Gastrointestinal surgery in adult patients with cystic fibrosis
  1. Abhiram Sharma1,2,
  2. Alison Morton3,
  3. Daniel Peckham3,
  4. David Jayne1
  1. 1John Goligher Department of Colorectal Surgery, Leeds Teaching Hospitals, Leeds, UK
  2. 2Department of Colorectal Surgery, University Hospital of South Manchester, Manchester, UK
  3. 3Department of Cystic Fibrosis, Leeds Teaching Hospitals, Leeds, UK
  1. Correspondence to Dr Abhiram Sharma, Department of Colorectal Surgery, University Hospital of South Manchester, Manchester, UK; abhisurgery{at}


Objective Gastrointestinal conditions requiring surgical intervention are becoming increasingly frequent in adults with cystic fibrosis (CF) as life expectancy increases. In addition, patients with CF are at risk of specific gastrointestinal complications associated with their disease. This includes distal intestinal obstruction syndrome (DIOS), which may affect up to 15% of patients, and can present diagnostic and therapeutic challenges. The aim of this study was to determine the nature and frequency of general surgical procedures undertaken in a large cohort of adult CF patients so as to guide future care.

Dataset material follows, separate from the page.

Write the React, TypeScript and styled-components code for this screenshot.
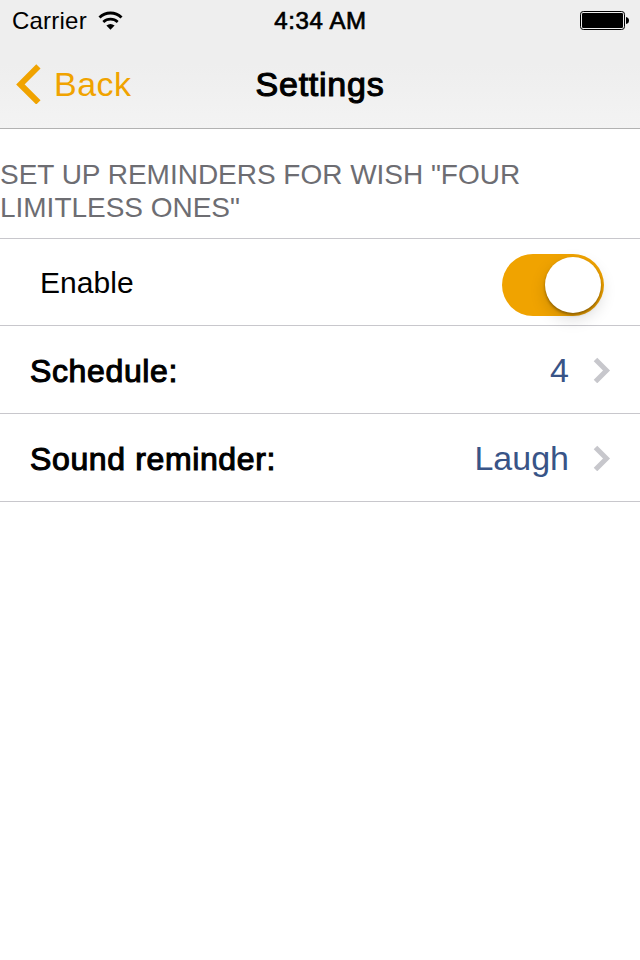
import React from "react";
import styled, { createGlobalStyle } from "styled-components";

const GlobalStyle = createGlobalStyle`
  * { box-sizing: border-box; }
  body {
    margin: 0;
    background: #fff;
    color: #000;
    font-family: "Liberation Sans", Arial, sans-serif;
  }
`;

const Screen = styled.main`
  width: 640px;
  height: 960px;
  background: #fff;
  overflow: hidden;
`;

const Header = styled.header`
  height: 129px;
  background: linear-gradient(#eeeeee 0%, #eeeeee 50%, #f3f3f3 100%);
  border-bottom: 1px solid #b2b2b2;
`;

const StatusBar = styled.div`
  display: grid;
  grid-template-columns: 1fr auto 1fr;
  align-items: center;
  height: 40px;
  padding: 1px 11px 0 12px;
  font-size: 24px;
  line-height: 40px;
`;

const Carrier = styled.div`
  display: flex;
  align-items: center;
  gap: 11px;
  letter-spacing: 0.22px;
`;

const Time = styled.time`
  letter-spacing: 0.6px;
  -webkit-text-stroke: 0.7px #000;
`;

const BatterySlot = styled.div`
  display: flex;
  justify-content: flex-end;
  padding-bottom: 2px;
`;

const NavBar = styled.nav`
  display: grid;
  grid-template-columns: 1fr auto 1fr;
  align-items: center;
  height: 88px;
  padding: 0 16px;
  font-size: 34px;
  line-height: 40px;
`;

const BackButton = styled.button`
  display: flex;
  align-items: center;
  gap: 13px;
  padding: 0;
  border: 0;
  background: none;
  color: #f0a300;
  font: inherit;
  letter-spacing: 0.45px;
`;

const Title = styled.h1`
  margin: 0;
  font: inherit;
  letter-spacing: 0.75px;
  -webkit-text-stroke: 1.1px #000;
`;

const SectionHeader = styled.h2`
  height: 110px;
  margin: 0;
  padding-top: 29px;
  border-bottom: 1px solid #c8c7cc;
  color: #6d6d72;
  font-size: 28px;
  font-weight: 400;
  line-height: 33px;
  letter-spacing: -0.02px;
  text-transform: uppercase;
`;

const Row = styled.div<{ $height: number }>`
  display: flex;
  align-items: center;
  justify-content: space-between;
  height: ${({ $height }) => $height}px;
  padding: 0 30px;
  border-bottom: 1px solid #c8c7cc;
`;

const OptionRow = styled(Row)`
  padding-right: 29px;
`;

const SwitchRow = styled(Row)`
  padding: 5px 36px 0 40px;
`;

const SwitchLabel = styled.span`
  margin-top: -3px;
  font-size: 30px;
  letter-spacing: 0.05px;
`;

const RowLabel = styled.span`
  padding-top: 3px;
  font-size: 32px;
  letter-spacing: 0.63px;
  -webkit-text-stroke: 1.1px #000;
`;

const RowValue = styled.span`
  display: flex;
  align-items: center;
  gap: 24px;
  padding-top: 1px;
  color: #385487;
  font-size: 34px;
`;

const Switch = styled.button`
  display: flex;
  justify-content: flex-end;
  width: 102px;
  height: 62px;
  padding: 3px;
  border: 0;
  border-radius: 31px;
  background: #f0a300;
`;

const Knob = styled.span`
  width: 56px;
  height: 56px;
  border-radius: 50%;
  background: #fff;
  box-shadow: 0 6px 16px rgba(0, 0, 0, 0.15), 0 2px 3px rgba(0, 0, 0, 0.35);
`;

const WifiIcon = () => (
  <svg width="25" height="20" viewBox="0 0 25 20" aria-hidden="true">
    <path d="M1.5 6.5A16 16 0 0 1 23.5 6.5" fill="none" stroke="#000" strokeWidth="3" />
    <path d="M5.3 10.9A10.6 10.6 0 0 1 19.7 10.9" fill="none" stroke="#000" strokeWidth="2.7" />
    <path d="M8.4 14.6Q12.5 11.2 16.6 14.6L12.5 18.7Z" />
  </svg>
);

const BatteryIcon = () => (
  <svg width="49" height="19" viewBox="0 0 49 19" aria-hidden="true">
    <rect x="0.5" y="0.5" width="44" height="18" rx="2.8" fill="none" stroke="#000" />
    <rect x="2" y="2" width="41" height="15" rx="1.2" />
    <path d="M46 6Q49 6.5 49 9.5T46 13Z" />
  </svg>
);

const BackIcon = () => (
  <svg width="25" height="40" viewBox="0 0 25 40" aria-hidden="true">
    <path d="M22.4 2.4L4.4 20.4L22.4 38.4" fill="none" stroke="#f0a300" strokeWidth="6" />
  </svg>
);

const Disclosure = () => (
  <svg width="18" height="26" viewBox="0 0 18 26" aria-hidden="true">
    <path d="M2.5 2.5L13.5 13.5L2.5 24.5" fill="none" stroke="#c7c7cc" strokeWidth="5" />
  </svg>
);

const options = [
  { label: "Schedule:", value: "4" },
  { label: "Sound reminder:", value: "Laugh" },
];

export default function App() {
  return (
    <>
      <GlobalStyle />
      <Screen>
        <Header>
          <StatusBar>
            <Carrier>
              <span>Carrier</span>
              <WifiIcon />
            </Carrier>
            <Time>4:34 AM</Time>
            <BatterySlot>
              <BatteryIcon />
            </BatterySlot>
          </StatusBar>
          <NavBar>
            <BackButton>
              <BackIcon />
              Back
            </BackButton>
            <Title>Settings</Title>
          </NavBar>
        </Header>
        <SectionHeader>Set up reminders for wish "Four Limitless Ones"</SectionHeader>
        <SwitchRow $height={87}>
          <SwitchLabel>Enable</SwitchLabel>
          <Switch role="switch" aria-checked="true" aria-label="Enable">
            <Knob />
          </Switch>
        </SwitchRow>
        {options.map(({ label, value }) => (
          <OptionRow key={label} $height={88}>
            <RowLabel>{label}</RowLabel>
            <RowValue>
              {value}
              <Disclosure />
            </RowValue>
          </OptionRow>
        ))}
      </Screen>
    </>
  );
}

Design The medical records of all surviving adult CF patients followed at a large tertiary referral centre in the UK were scrutinised and details retrieved on those who had undergone abdominal surgery after the age of 16 years.

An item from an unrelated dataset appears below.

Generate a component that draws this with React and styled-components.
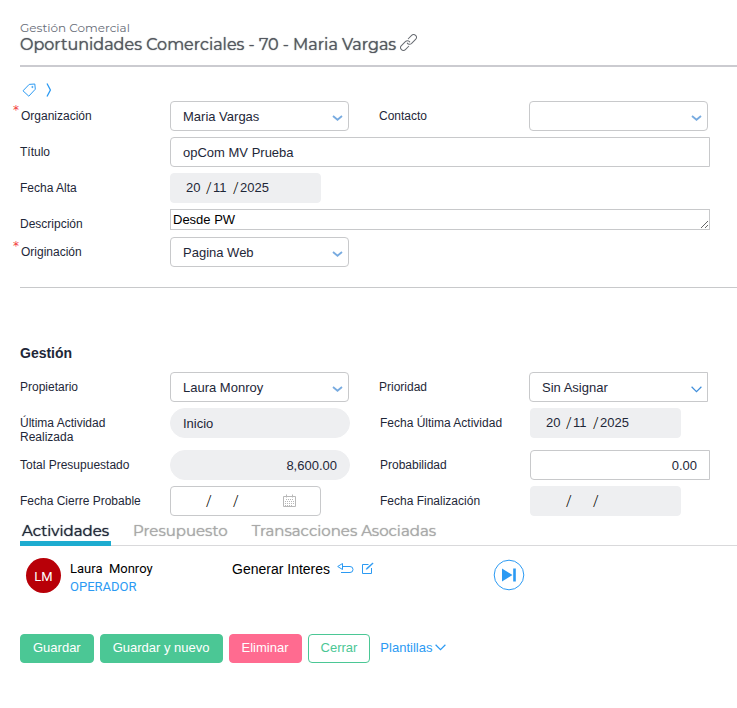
import React from "react";
import styled, { createGlobalStyle, css } from "styled-components";

const c = {
  ink: "#1e2738",
  grey: "#54585f",
  line: "#c8c9cb",
  fill: "#eeeff1",
  blue: "#2b9af3",
  green: "#4bc795",
  pink: "#ff6b90",
};

const Global = createGlobalStyle`
  *, *::before, *::after { box-sizing: border-box; }
  body { margin: 0; background: #fff; color: ${c.ink}; font-family: "Liberation Sans", Arial, sans-serif; font-size: 13px; }
  button, input, select, textarea { font-family: inherit; font-size: 13px; color: inherit; }
`;

const Page = styled.main`
  padding: 20px 0 40px 20px;
`;

const Header = styled.header`
  border-bottom: 2px solid #cbcbd0;
  padding-bottom: 12px;
`;

const Module = styled.div`
  font: 400 12px/16px Montserrat, Inter, sans-serif;
  color: #686d78;
`;

const Title = styled.h1`
  display: flex;
  align-items: center;
  gap: 4px;
  margin: 0;
  height: 17px;
  font: 400 16px/17px Montserrat, Inter, sans-serif;
  color: ${c.grey};
  text-shadow: 0 0 1px ${c.grey};
  white-space: nowrap;
`;

const IconButton = styled.button`
  display: inline-flex;
  flex: none;
  padding: 0;
  border: 0;
  background: none;
  color: ${(p) => p.$color || c.blue};
  cursor: pointer;
`;

const LinkButton = styled(IconButton)`
  align-self: flex-end;
  margin-bottom: 2px;
`;

const Tools = styled.div`
  display: flex;
  align-items: center;
  gap: 9px;
  height: 34px;
  padding: 12px 0 0 2px;
`;

const Form = styled.section`
  display: flex;
  flex-direction: column;
  gap: 6px;
  padding-right: 27px;
`;

const Row = styled.div`
  display: grid;
  grid-template-columns: 150px minmax(0, 1fr) 180px minmax(0, 1fr);
  align-items: start;
  padding-right: ${(p) => (p.$inset ? "2px" : "0")};
  & > :nth-child(3) { margin-left: 30px; }
`;

const Label = styled.label`
  position: relative;
  padding: 8px 24px 0 0;
  font-size: 12px;
  line-height: 14px;
  white-space: ${(p) => (p.$wrap ? "normal" : "nowrap")};
  ${(p) =>
    p.$required &&
    css`
      padding-left: 1px;
      &::before {
        content: "*";
        position: absolute;
        left: -7px;
        top: 2px;
        color: #f23c3c;
        font: 12px/14px "DejaVu Sans", sans-serif;
      }
    `}
`;

const box = css`
  width: 100%;
  height: 30px;
  border: 1px solid ${c.line};
  border-radius: ${(p) => (p.$square ? "4px 0 0 4px" : "4px")};
  background: #fff;
  outline-color: ${c.blue};
`;

const SelectWrap = styled.div`
  position: relative;
  svg {
    position: absolute;
    right: 6px;
    top: 14px;
    pointer-events: none;
  }
`;

const SelectBox = styled.select`
  ${box}
  display: block;
  appearance: none;
  padding: 0 24px 0 12px;
`;

const TextBox = styled.input`
  ${box}
  display: block;
  padding: 0 12px;
  grid-column: ${(p) => (p.$wide ? "2 / -1" : "auto")};
  text-align: ${(p) => (p.$number ? "right" : "left")};
  ${(p) =>
    p.readOnly &&
    css`
      border-color: ${c.fill};
      border-radius: 15px;
      background: ${c.fill};
    `}
`;

const Area = styled.textarea`
  display: block;
  grid-column: 2 / -1;
  width: 100%;
  height: 21px;
  margin: 0;
  padding: 2px;
  border: 1px solid ${c.line};
  color: #000;
  line-height: 15px;
  resize: both;
  overflow: hidden;
`;

const DateBox = styled.div`
  ${box}
  display: flex;
  align-items: center;
  width: 151px;
  padding-left: 15px;
  ${(p) =>
    p.$locked &&
    css`
      border-color: ${c.fill};
      background: ${c.fill};
    `}
  span { width: 7px; font: 300 16px/20px "Open Sans", sans-serif; color: #000; }
`;

const DatePart = styled.input`
  width: ${(p) => (p.$year ? "38px" : "20px")};
  padding: 0;
  border: 0;
  background: none;
  line-height: 16px;
`;

const Calendar = styled(IconButton)`
  margin-left: 5px;
`;

const Rule = styled.hr`
  margin: 20px 0 0;
  border: 0;
  border-top: 1px solid ${c.line};
`;

const SectionTitle = styled.h2`
  margin: 57px 0 11px;
  font-size: 14px;
  line-height: 16px;
`;

const Tabs = styled.nav`
  display: flex;
  gap: 20px;
  margin-top: 4px;
  border-bottom: 1px solid #d9d9db;
`;

const Tab = styled.button`
  height: 26px;
  margin-bottom: -1px;
  padding: 1px 2px 0;
  border: 0;
  border-bottom: 5px solid ${(p) => (p.$active ? "#1eacd0" : "transparent")};
  background: none;
  && { font: 400 15px/20px Montserrat, Inter, sans-serif; }
  color: ${(p) => (p.$active ? c.ink : "#a9a9a9")};
  text-shadow: 0 0 1px currentColor;
  white-space: nowrap;
  cursor: pointer;
`;

const Activity = styled.article`
  display: grid;
  grid-template-columns: 35px 153px 252px auto;
  gap: 9px;
  padding: 12px 0 0 6px;
`;

const Avatar = styled.div`
  display: grid;
  place-items: center;
  width: 35px;
  height: 35px;
  border-radius: 50%;
  background: #b80008;
  color: #fff;
  font: 13px/17px Roboto, sans-serif;
  padding-top: 2px;
`;

const Person = styled.div`
  padding-top: 2px;
  font: 13px/18px Roboto, sans-serif;
  color: #000;
  white-space: pre;
`;

const Role = styled.div`
  color: ${c.blue};
`;

const Task = styled.div`
  display: flex;
  align-items: center;
  gap: 7px;
  height: 21px;
  color: #000;
  font-size: 14px;
`;

const Actions = styled.footer`
  display: flex;
  flex-wrap: wrap;
  gap: 6px;
  margin-top: 38px;
`;

const Button = styled.button`
  height: 29px;
  padding: 0 12px 2px;
  border: 1px solid ${(p) => p.$tone};
  border-radius: 4px;
  background: ${(p) => (p.$outline ? "#fff" : p.$tone)};
  color: ${(p) => (p.$outline ? p.$tone : "#fff")};
  cursor: pointer;
`;

const Templates = styled(IconButton)`
  align-items: center;
  gap: 3px;
  height: 27px;
  margin-left: 4px;
`;

const Chevron = ({ color = "#78abe0", thin }) => (
  <svg width="11" height="7" viewBox="0 0 11 7" fill="none" stroke={color} strokeWidth={thin ? 1.2 : 1.8} aria-hidden="true">
    <path d={thin ? "M.6.8 5.5 5.6 10.4.8" : "M1 1 5.5 4.8 10 1"} />
  </svg>
);

const Select = ({ id, value, square }) => (
  <SelectWrap>
    <SelectBox id={id} defaultValue={value} $square={square}>
      <option>{value}</option>
    </SelectBox>
    <Chevron thin={square} color={square ? "#3f8edb" : undefined} />
  </SelectWrap>
);

const DateField = ({ id, label, parts = ["", "", ""], locked }) => (
  <DateBox $locked={locked} role="group" aria-label={label}>
    <DatePart id={id} defaultValue={parts[0]} readOnly={locked} aria-label={`${label}: día`} />
    <span>/</span>
    <DatePart defaultValue={parts[1]} readOnly={locked} aria-label={`${label}: mes`} />
    <span>/</span>
    <DatePart $year defaultValue={parts[2]} readOnly={locked} aria-label={`${label}: año`} />
    {!locked && (
      <Calendar type="button" $color="#b8b8b8" aria-label="Calendario">
        <svg width="13" height="14" viewBox="0 0 13 14" fill="none" stroke="currentColor">
          <path d="M.5 2.5h12v10H.5zM3.5 0.5v3M9.5 0.5v3" />
          <path d="M3 5.5h8M2 7.5h9M2 9.5h9M2 11.5h7" strokeDasharray="1 1" />
        </svg>
      </Calendar>
    )}
  </DateBox>
);

export default function App() {
  const today = ["20", "11", "2025"];
  return (
    <>
      <Global />
      <Page>
        <Header>
          <Module>Gestión Comercial</Module>
          <Title>
            Oportunidades Comerciales - 70 - Maria Vargas
            <LinkButton $color="#666a70" aria-label="Enlace">
              <svg width="17" height="17" viewBox="0 0 17 17" fill="none" stroke="currentColor" strokeLinecap="round">
                <g transform="rotate(-45 8.5 8.5)">
                  <path d="M6 11.3H1.3a2.8 2.8 0 0 1 0-5.6h5.9a2.8 2.8 0 0 1 2.6 3.2" />
                  <path d="M11 5.7h4.7a2.8 2.8 0 0 1 0 5.6H9.8a2.8 2.8 0 0 1-2.6-3.2" />
                </g>
              </svg>
            </LinkButton>
          </Title>
        </Header>

        <Tools>
          <IconButton aria-label="Etiquetas">
            <svg width="15" height="14" viewBox="0 0 15 14" fill="none" stroke="currentColor" strokeLinejoin="round">
              <path d="M1 7.8 7.2 1.4 12.8 1 13.3 6.2 6.8 13.2z" />
              <circle cx="10.4" cy="4" r=".6" />
            </svg>
          </IconButton>
          <IconButton aria-label="Mostrar más">
            <svg width="6" height="14" viewBox="0 0 6 14" fill="none" stroke="currentColor" strokeWidth="1.3">
              <path d="M1 .5 4.4 7 1 13.5" />
            </svg>
          </IconButton>
        </Tools>

        <Form>
          <Row $inset>
            <Label htmlFor="org" $required>Organización</Label>
            <Select id="org" value="Maria Vargas" />
            <Label htmlFor="contact">Contacto</Label>
            <Select id="contact" value="" />
          </Row>
          <Row>
            <Label htmlFor="title">Título</Label>
            <TextBox id="title" $wide $square defaultValue="opCom MV Prueba" />
          </Row>
          <Row>
            <Label htmlFor="created">Fecha Alta</Label>
            <DateField id="created" label="Fecha Alta" parts={today} locked />
          </Row>
          <Row>
            <Label htmlFor="desc">Descripción</Label>
            <Area id="desc" rows={1} defaultValue="Desde PW" />
          </Row>
          <Row $inset>
            <Label htmlFor="origin" $required>Originación</Label>
            <Select id="origin" value="Pagina Web" />
          </Row>
        </Form>

        <Rule />
        <SectionTitle>Gestión</SectionTitle>

        <Form>
          <Row $inset>
            <Label htmlFor="owner">Propietario</Label>
            <Select id="owner" value="Laura Monroy" />
            <Label htmlFor="priority">Prioridad</Label>
            <Select id="priority" value="Sin Asignar" square />
          </Row>
          <Row>
            <Label htmlFor="last" $wrap>Última Actividad Realizada</Label>
            <TextBox id="last" readOnly value="Inicio" />
            <Label htmlFor="lastDate">Fecha Última Actividad</Label>
            <DateField id="lastDate" label="Fecha Última Actividad" parts={today} locked />
          </Row>
          <Row>
            <Label htmlFor="total">Total Presupuestado</Label>
            <TextBox id="total" readOnly $number value="8,600.00" />
            <Label htmlFor="chance">Probabilidad</Label>
            <TextBox id="chance" $number $square defaultValue="0.00" />
          </Row>
          <Row>
            <Label htmlFor="close">Fecha Cierre Probable</Label>
            <DateField id="close" label="Fecha Cierre Probable" />
            <Label htmlFor="end">Fecha Finalización</Label>
            <DateField id="end" label="Fecha Finalización" locked />
          </Row>
        </Form>

        <Tabs>
          <Tab $active>Actividades</Tab>
          <Tab>Presupuesto</Tab>
          <Tab>Transacciones Asociadas</Tab>
        </Tabs>

        <Activity>
          <Avatar>LM</Avatar>
          <Person>
            {"Laura  Monroy"}
            <Role>OPERADOR</Role>
          </Person>
          <Task>
            Generar Interes
            <IconButton aria-label="Regresar">
              <svg width="17" height="11" viewBox="0 0 17 11" fill="none" stroke="currentColor" strokeLinejoin="round">
                <path d="M5.5.5v6L.7 3.5zM5.5 3.5h7.5a3 3 0 0 1 0 6H4" />
              </svg>
            </IconButton>
            <IconButton aria-label="Editar">
              <svg width="13" height="13" viewBox="0 0 13 13" fill="none" stroke="currentColor" strokeWidth="1">
                <path d="M7.5 2.5h-6v9h9V6" />
                <path d="M5 7.5 5.6 6l5.9-5.2.8.8-5.8 5.3z" fill="currentColor" strokeWidth=".3" />
              </svg>
            </IconButton>
          </Task>
          <IconButton aria-label="Siguiente">
            <svg width="32" height="34" viewBox="0 0 32 34" fill="none" stroke="currentColor">
              <circle cx="16" cy="17" r="14.8" />
              <path d="M9 10.5v13L19.5 17zM20.2 10.5h2.6v13h-2.6z" fill="currentColor" stroke="none" />
            </svg>
          </IconButton>
        </Activity>

        <Actions>
          <Button $tone={c.green}>Guardar</Button>
          <Button $tone={c.green}>Guardar y nuevo</Button>
          <Button $tone={c.pink}>Eliminar</Button>
          <Button $tone={c.green} $outline>Cerrar</Button>
          <Templates>
            Plantillas <Chevron thin color={c.blue} />
          </Templates>
        </Actions>
      </Page>
    </>
  );
}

Results A total of 377 patients with CF were identified from the prospectively held database. Thirty-three patients had undergone 43 abdominal operations. The median age at surgery was 22.7 years (range 16–58 years). The three most commonly performed operations were: surgery for DIOS (n=9); cholecystectomy (n=8) and fundoplication (n=6). A past history of surgically treated meconium ileus at birth was a significant risk factor for requiring surgery for DIOS as an adult.

Conclusions The treatment of DIOS-related complications is one of the main reasons for abdominal surgery in the adult CF population. The general surgical community needs to be increasingly aware of the existence of disease-related gastrointestinal conditions in adult CF patients so that treatment can be optimised.